Opinion ID: 203934
Heading Depth: 1
Heading Rank: 6

Heading: Scienter & Criminality

Text: The third and fifth Mendoza-Martinez factors, whether the challenged sanction comes into place only on a finding of scienter, and relatedly, whether the behavior to which it applies is already a crime, weigh heavily in favor of concluding that Article 120 is a penal statute. See id. at 168, 83 S.Ct. 554. First of all, the disciplinary sanction here [is] triggered by a criminal conviction which incorporate[s] a finding of criminal intent, and so the disciplinary sanction came into play `only on a finding of scienter,' Porter v. Coughlin, 421 F.3d 141, 147 (2d Cir.2005) (quoting Mendoza-Martinez, 372 U.S. at 168, 83 S.Ct. 554).
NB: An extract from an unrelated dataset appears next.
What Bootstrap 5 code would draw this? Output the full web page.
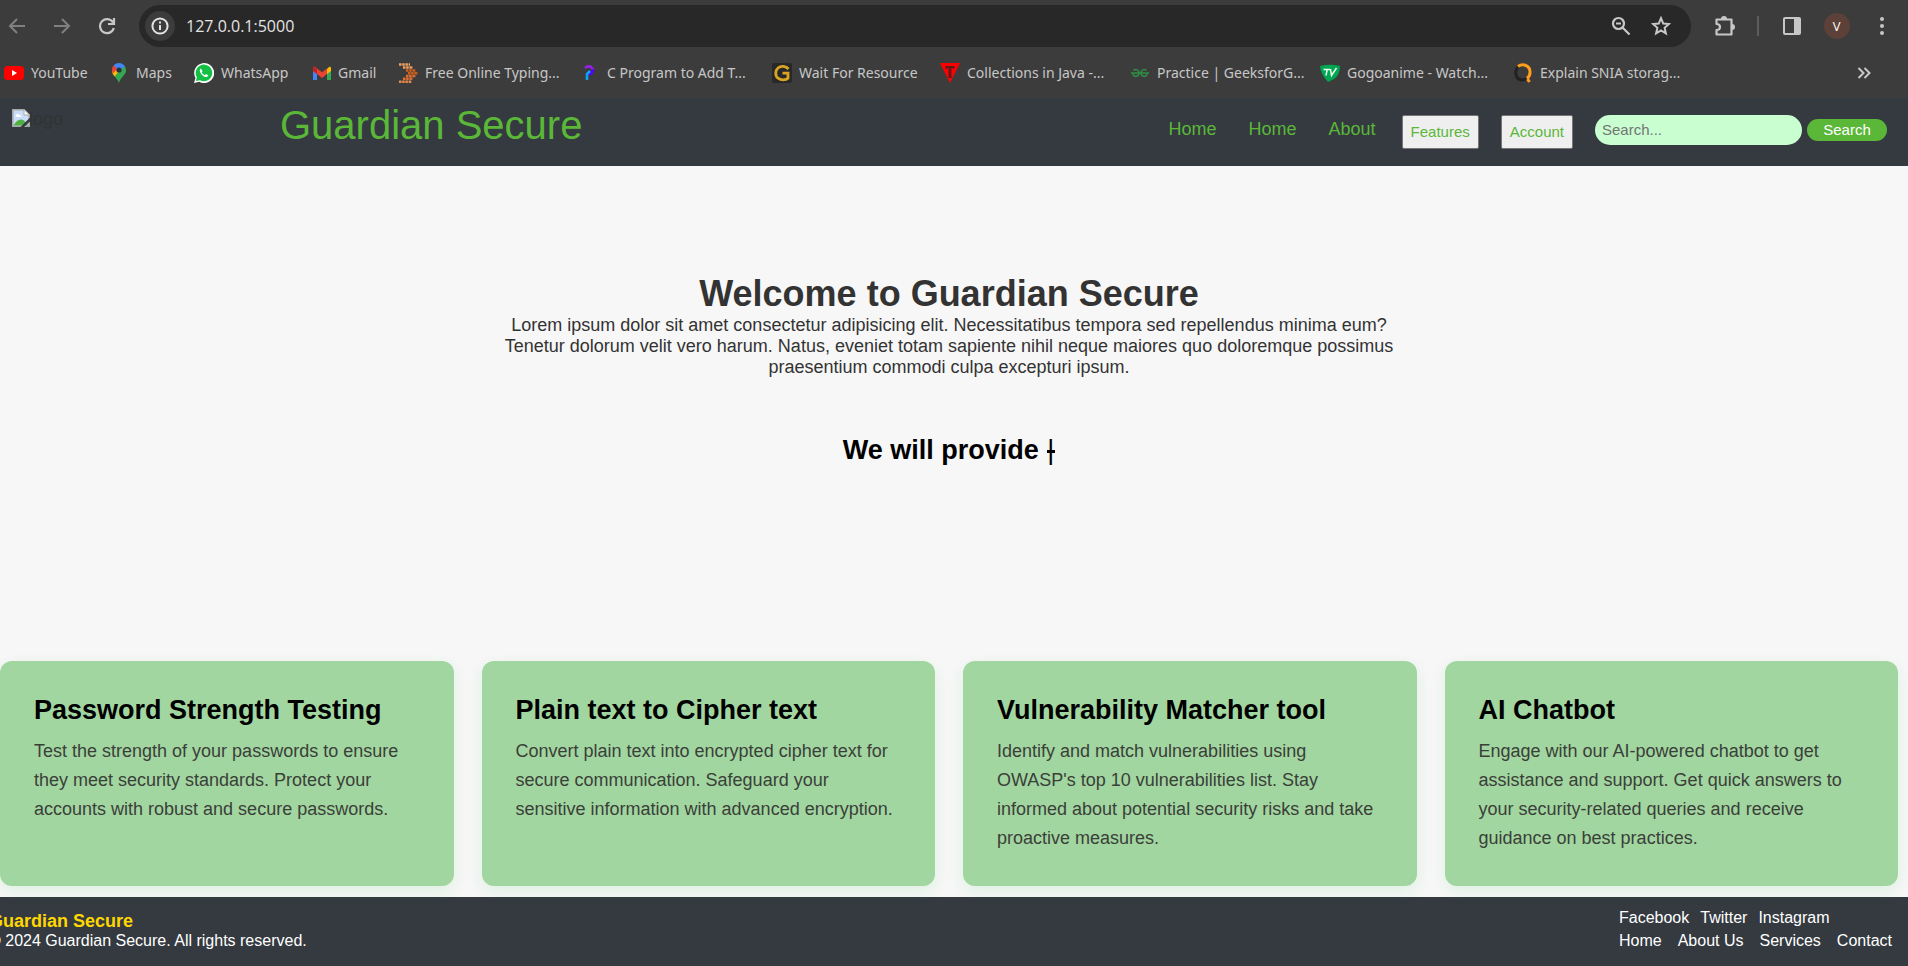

Similarly, as Article 120 applies only to persons who have already been convicted of a felony, the behavior to which it applies is [undoubtedly] already a crime, as the fifth Mendoza-Martinez factor requires. Mendoza-Martinez, 372 U.S. at 168, 83 S.Ct. 554; see also Dep't of Revenue of Montana v. Kurth Ranch, 511 U.S. 767, 781, 114 S.Ct. 1937, 128 L.Ed.2d 767 (1994) (noting that fact that a tax on marijuana was conditioned on the commission of a crime is `significant of [its] penal and prohibitory intent').